Thanks all, I think you’ve solved my problem I really appreciate the advise. I have one more question, is there any way we can get audacity tracks individually into Logic for eq mixing etc.? I’m guessing export muliple won’t work.

True, but only File > Close (leaving Audacity open) is necessary.


As we’ve said many times there is no known reason that export multiple should not preserve the alignment of each track if you generate silence at the start of each track that starts after time zero.

Isn’t that the problem, that some tracks start after time zero? Unfortunately, Audacity currently requires the extra step to generate silence at the start in order to preserve starting space.

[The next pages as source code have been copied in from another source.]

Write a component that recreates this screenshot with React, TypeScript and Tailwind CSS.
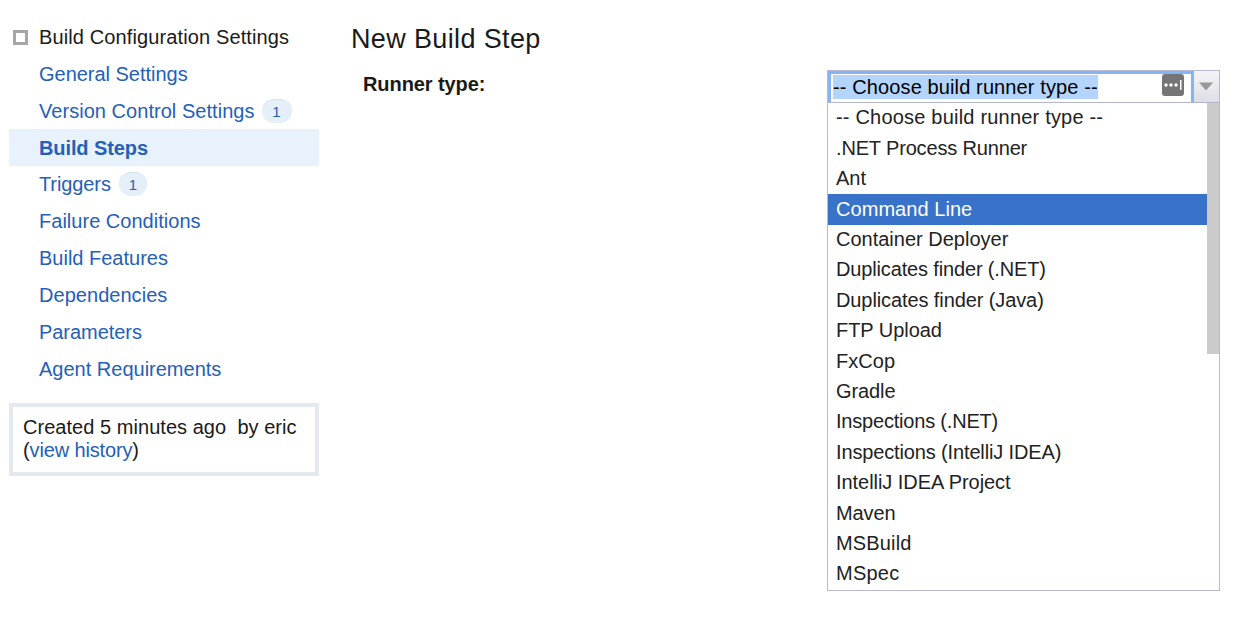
type NavItem = { label: string; count?: number; active?: boolean; cls: string; text: string; badge?: string };

const NAV: NavItem[] = [
  { label: "General Settings", cls: "h-[37px]", text: "-tracking-[0.02px]" },
  { label: "Version Control Settings", count: 1, cls: "h-[37px] pt-px", text: "tracking-[0.04px]", badge: "w-[30px] ml-[7px]" },
  { label: "Build Steps", active: true, cls: "h-[37px]", text: "-tracking-[0.1px]" },
  { label: "Triggers", count: 1, cls: "h-[36px]", text: "-tracking-[0.1px]", badge: "w-[28px] ml-2" },
  { label: "Failure Conditions", cls: "h-[37px]", text: "tracking-[0.02px]" },
  { label: "Build Features", cls: "h-[37px]", text: "tracking-[0px]" },
  { label: "Dependencies", cls: "h-[38px]", text: "tracking-[0.04px]" },
  { label: "Parameters", cls: "h-[36px]", text: "-tracking-[0.05px]" },
  { label: "Agent Requirements", cls: "h-[37px]", text: "tracking-[0px]" },
];

const RUNNERS: { label: string; cls: string }[] = [
  { label: "-- Choose build runner type --", cls: "tracking-[0.2px]" },
  { label: ".NET Process Runner", cls: "-tracking-[0.16px]" },
  { label: "Ant", cls: "tracking-[0px]" },
  { label: "Command Line", cls: "tracking-[0.05px]" },
  { label: "Container Deployer", cls: "tracking-[0px]" },
  { label: "Duplicates finder (.NET)", cls: "-tracking-[0.15px]" },
  { label: "Duplicates finder (Java)", cls: "-tracking-[0.1px]" },
  { label: "FTP Upload", cls: "-tracking-[0.05px]" },
  { label: "FxCop", cls: "tracking-[0.05px]" },
  { label: "Gradle", cls: "-tracking-[0.1px]" },
  { label: "Inspections (.NET)", cls: "-tracking-[0.2px]" },
  { label: "Inspections (IntelliJ IDEA)", cls: "-tracking-[0.14px]" },
  { label: "IntelliJ IDEA Project", cls: "-tracking-[0.05px]" },
  { label: "Maven", cls: "-tracking-[0.1px]" },
  { label: "MSBuild", cls: "tracking-[0.15px]" },
  { label: "MSpec", cls: "tracking-[0.25px]" },
];

function Sidebar() {
  return (
    <aside className="ml-[9px] w-[310px] shrink-0 pt-[19px]">
      <div className="flex h-9 items-center pl-1 text-[#1a1a1a]">
        <span className="mr-[11px] size-[15px] border-[3px] border-[#a6a6a6]" />
        <span className="tracking-[0.12px]">Build Configuration Settings</span>
      </div>
      <nav>
        {NAV.map((n) => (
          <div
            key={n.label}
            className={`flex items-center pl-[30px] text-[#2460b8] ${n.cls} ${n.active ? "bg-[#e8f2fd] font-bold" : ""}`}
          >
            <span className={n.text}>{n.label}</span>
            {n.count !== undefined && (
              <span className={`flex h-6 items-center justify-center rounded-full border-t border-[#d5e0ee] bg-[#e5effa] text-[15px] ${n.badge}`}>
                {n.count}
              </span>
            )}
          </div>
        ))}
      </nav>
      <div className="mt-4 h-[73px] border-4 border-[#e4e9f0] px-[10px] pt-[9px] leading-[23px] whitespace-pre text-[#1a1a1a]">
        <p className="tracking-[0.04px]">Created 5 minutes ago{"  "}by eric</p>
        <p className="-tracking-[0.14px]">
          (<a className="text-[#2460b8]">view history</a>)
        </p>
      </div>
    </aside>
  );
}

function RunnerSelect() {
  return (
    <div className="mt-[70px] h-[521px] w-[393px] border border-[#b9b9d2] bg-white">
      <div className="flex h-[32px] border-b border-[#b5b5cb]">
        <div className="flex flex-1 items-start border-x-[3px] border-t-[3px] border-[#84b5f2] pl-[2px]">
          <span className="mt-px h-[24px] bg-[#b3d4fd] leading-[25px] tracking-[0.12px] text-black">
            -- Choose build runner type --
          </span>
          <svg className="mr-[7px] ml-auto" width="22" height="22" viewBox="0 0 22 22">
            <rect width="22" height="22" rx="3" fill="#757575" />
            <circle cx="4" cy="11" r="1.7" fill="#fff" />
            <circle cx="9" cy="11" r="1.7" fill="#fff" />
            <circle cx="14" cy="11" r="1.7" fill="#fff" />
            <rect x="18" y="6" width="1.5" height="10" fill="#fff" />
          </svg>
        </div>
        <div className="flex w-[25px] items-center justify-center bg-linear-to-b from-[#f3f3f8] to-[#dedee6] pr-px">
          <svg width="16" height="9" viewBox="0 0 16 9">
            <path d="M1 0.5H15L8 8.5Z" fill="#999" />
          </svg>
        </div>
      </div>
      <div className="flex h-[487px] justify-between">
        <ul className="flex-1 text-[#222]">
          {RUNNERS.map((r, i) => (
            <li
              key={r.label}
              className={`flex h-[30.4px] items-center pb-[1.5px] pl-2 ${i === 3 ? "bg-[#3873c9] text-white" : ""}`}
            >
              <span className={r.cls}>{r.label}</span>
            </li>
          ))}
        </ul>
        <div className="h-[251px] w-[12px] bg-[#cbcbcb]" />
      </div>
    </div>
  );
}

export default function App() {
  return (
    <div className="flex h-[623px] w-[1260px] overflow-hidden bg-white font-['Liberation_Sans',Arial,sans-serif] text-[20px] leading-6 whitespace-nowrap">
      <Sidebar />
      <main className="ml-8 w-[476px] shrink-0 text-[#1a1a1a]">
        <h1 className="mt-[23px] text-[27px] leading-8 tracking-[0.36px]">New Build Step</h1>
        <div className="mt-[17px] pl-3 font-bold -tracking-[0.08px]">Runner type:</div>
      </main>
      <RunnerSelect />
    </div>
  );
}
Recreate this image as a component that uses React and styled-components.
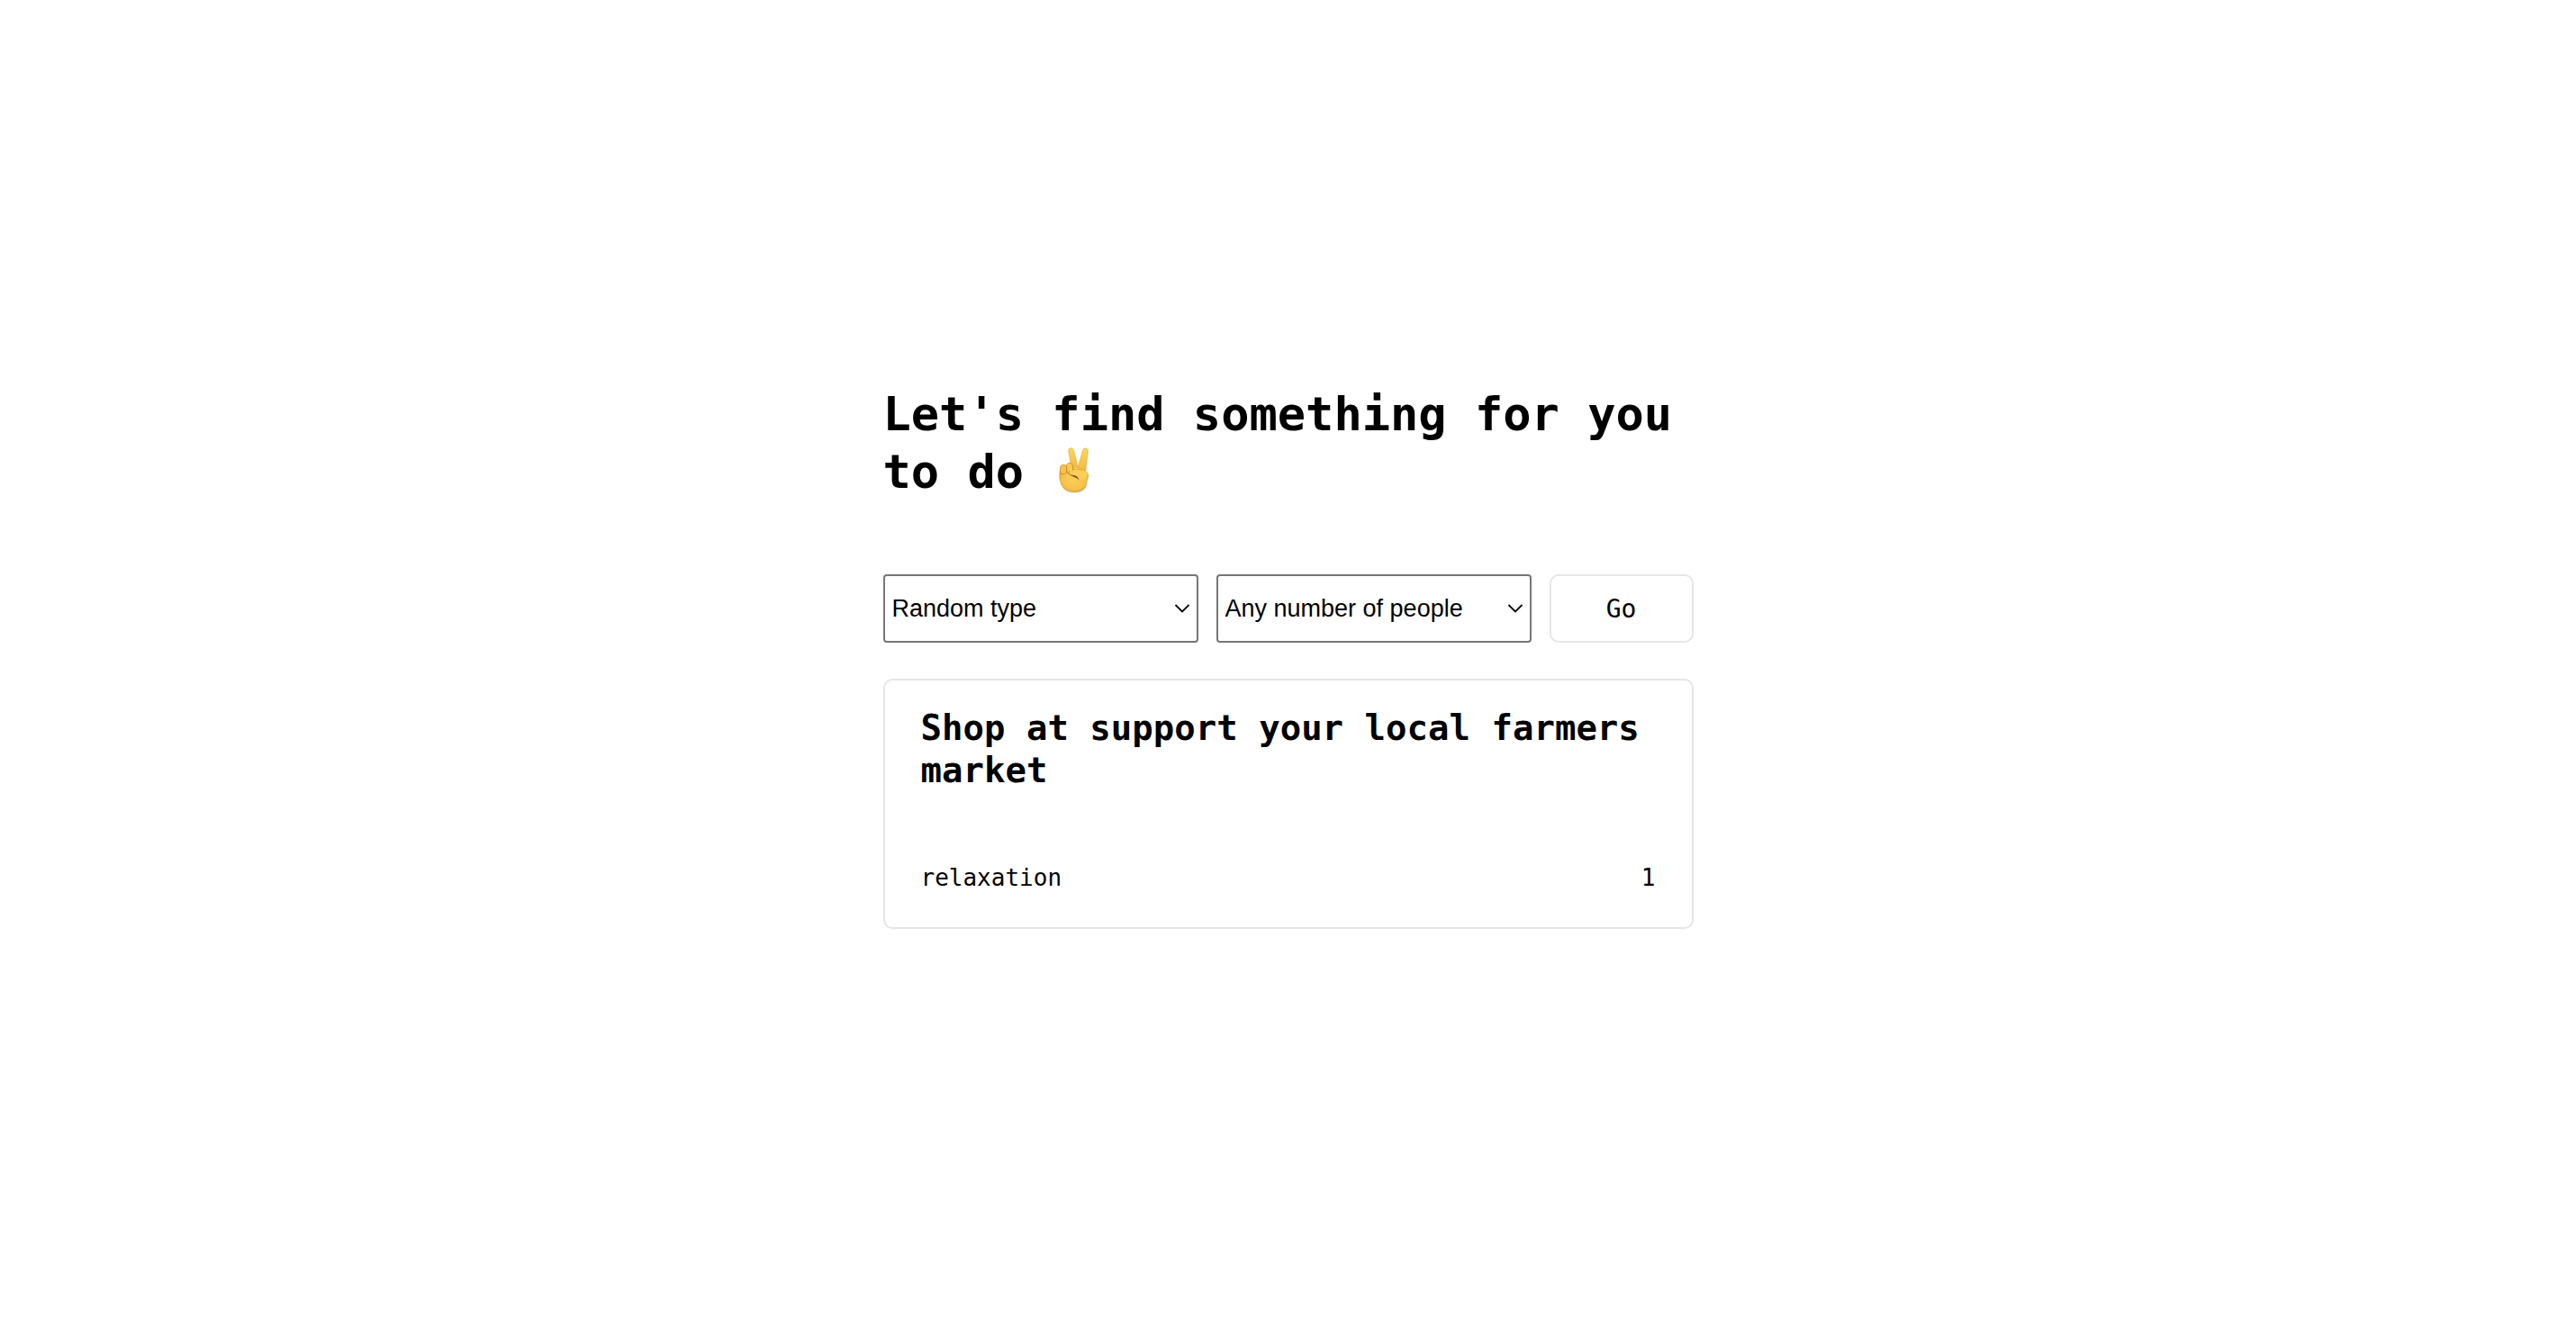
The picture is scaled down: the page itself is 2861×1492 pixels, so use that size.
import React, { useState } from "react";
import styled, { createGlobalStyle } from "styled-components";

const mono = '"DejaVu Sans Mono", "Liberation Mono", monospace';

const GlobalStyle = createGlobalStyle`
  *, *::before, *::after { box-sizing: border-box; }
  body {
    margin: 0;
    background: #fff;
    color: #000;
    font-family: ${mono};
    font-size: 26px;
  }
`;

const Page = styled.main`
  min-height: 100vh;
  padding: 0 20px 32px;
  display: flex;
  flex-direction: column;
  align-items: center;
  justify-content: center;
`;

const Content = styled.div`
  width: 100%;
  max-width: 900px;
  display: flex;
  flex-direction: column;
  gap: 40px;
`;

const Title = styled.h1`
  margin: 0 0 42px;
  font-size: 52px;
  line-height: 64px;
`;

const Hand = styled.svg`
  width: 34px;
  height: 51px;
  margin-left: 8px;
  vertical-align: -6px;
`;

const Filters = styled.form`
  display: grid;
  grid-template-columns: 1fr 1fr 160px;
  gap: 20px;
  height: 76px;
`;

const Field = styled.label`
  position: relative;
  display: flex;
`;

const Select = styled.select`
  appearance: none;
  width: 100%;
  padding: 0 40px 0 8px;
  border: 2px solid #767676;
  border-radius: 4px;
  background: #fff;
  color: #000;
  font-family: "Liberation Sans", Arial, sans-serif;
  font-size: 27px;
`;

const Chevron = styled.svg`
  position: absolute;
  top: 32px;
  right: 8px;
  width: 20px;
  height: 12px;
  pointer-events: none;
`;

const GoButton = styled.button`
  padding: 0;
  border: 2px solid #e6e6e6;
  border-radius: 10px;
  background: #fff;
  color: #000;
  font-family: ${mono};
  font-size: 28px;
`;

const Card = styled.article`
  padding: 29px 40px 40px;
  border: 2px solid #e6e6e6;
  border-radius: 10px;
`;

const CardTitle = styled.h2`
  margin: 0 0 81px;
  font-size: 39px;
  line-height: 47px;
`;

const Details = styled.div`
  display: flex;
  justify-content: space-between;
  line-height: 30px;
`;

function VictoryHand() {
  return (
    <Hand viewBox="78 45 102 153" role="img" aria-label="Victory hand">
      <defs>
        <linearGradient id="skin" x1="0" y1="0" x2="0" y2="1">
          <stop offset="0" stopColor="#fbd55f" />
          <stop offset="1" stopColor="#f3b83e" />
        </linearGradient>
        <radialGradient id="palm" cx="0.5" cy="0.45" r="0.6">
          <stop offset="0" stopColor="#fbd05c" />
          <stop offset="0.7" stopColor="#f6c248" />
          <stop offset="1" stopColor="#dc9c30" />
        </radialGradient>
      </defs>
      <path d="M110 58C108 44 125 44 128 56L142 112L121 118Z" fill="url(#skin)" stroke="#d99c35" strokeWidth="1.5" />
      <path d="M157 57C159 44 177 45 175 59L167 126L138 123Z" fill="url(#skin)" stroke="#d99c35" strokeWidth="1.5" />
      <path d="M81 126C92 116 112 121 132 117C154 117 177 122 176 139C175 151 171 155 170 169C167 187 149 195 129 195C103 195 88 181 83 160C80 149 79 136 81 126Z" fill="url(#palm)" stroke="#d59730" strokeWidth="1.5" />
      <path d="M83 111C87 100 101 101 104 109L104 126C103 136 86 138 82 127Z" fill="#f6c248" stroke="#b87922" strokeWidth="2" />
      <path d="M104 104C107 94 123 95 124 106L125 126C124 134 108 136 105 128Z" fill="#f9ca52" stroke="#b87922" strokeWidth="2" />
      <path d="M118 122C137 119 169 117 174 132C175 144 165 152 154 154C142 152 133 141 119 138C108 135 109 124 118 122Z" fill="#fbce5a" />
      <path d="M113 125C107 132 114 137 124 139C136 141 144 148 143 153" fill="none" stroke="#ad6c1c" strokeWidth="2.5" strokeLinecap="round" />
      <path d="M117 137C128 137 142 140 144 151C137 148 130 144 117 137Z" fill="#7f4912" />
    </Hand>
  );
}

function Dropdown({ label, options }) {
  const [value, setValue] = useState(options[0]);
  return (
    <Field>
      <Select aria-label={label} value={value} onChange={(e) => setValue(e.target.value)}>
        {options.map((option) => (
          <option key={option}>{option}</option>
        ))}
      </Select>
      <Chevron viewBox="0 0 20 12" aria-hidden="true">
        <path d="M2.5 2L10 9.5L17.5 2" fill="none" stroke="#000" strokeWidth="1.8" />
      </Chevron>
    </Field>
  );
}

export default function App() {
  return (
    <>
      <GlobalStyle />
      <Page>
        <Content>
          <Title>
            Let's find something for you to do <VictoryHand />
          </Title>
          <Filters onSubmit={(e) => e.preventDefault()}>
            <Dropdown label="Activity type" options={["Random type"]} />
            <Dropdown label="Participants" options={["Any number of people"]} />
            <GoButton type="submit">Go</GoButton>
          </Filters>
          <Card>
            <CardTitle>Shop at support your local farmers market</CardTitle>
            <Details>
              <span>relaxation</span>
              <span>1</span>
            </Details>
          </Card>
        </Content>
      </Page>
    </>
  );
}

Yes you can use Export Multiple (based on tracks), but in order to maintain synchronisation between tracks you need to ensure that all tracks start at time=0.0

I think Gale may have already given steps for that, but I can’t see them while I’m typing, so in case he hasn’t here’s a step-by-step way to ensure that all tracks start at time=0.0.

Writing in bold indicate keyboard shortcuts.

  • Home
    Cursor moves to the start of the project.
  • Shift + End
    Highlights to the end of the project.
  • Ctrl+Shift + K
    Extends the selection to all tracks.
  • Ctrl + T
    Trims to the selection.
    The above steps ensures that any “before zero” audio has been removed.
  • Home
    Returns the cursor to the start (time=0)
  • Generate menu > Silence. Generate 1 second of silence.
    It does not have to be 1 second, any convenient amount will do. This ensures that all tracks have some audio starting at time=0.0

Thanks, you guys are the best!

A slightly quicker “recipe” for deleting “behind zero” audio from all tracks:

  1. Ctrl+A
  2. Shift+Home
  3. Ctrl+T

Note that if any tracks start after time=0.0 you will still need to add silence to the start of all tracks by pressing Home, then generate some silence.

That was my problem, I had some tracks the started before zero.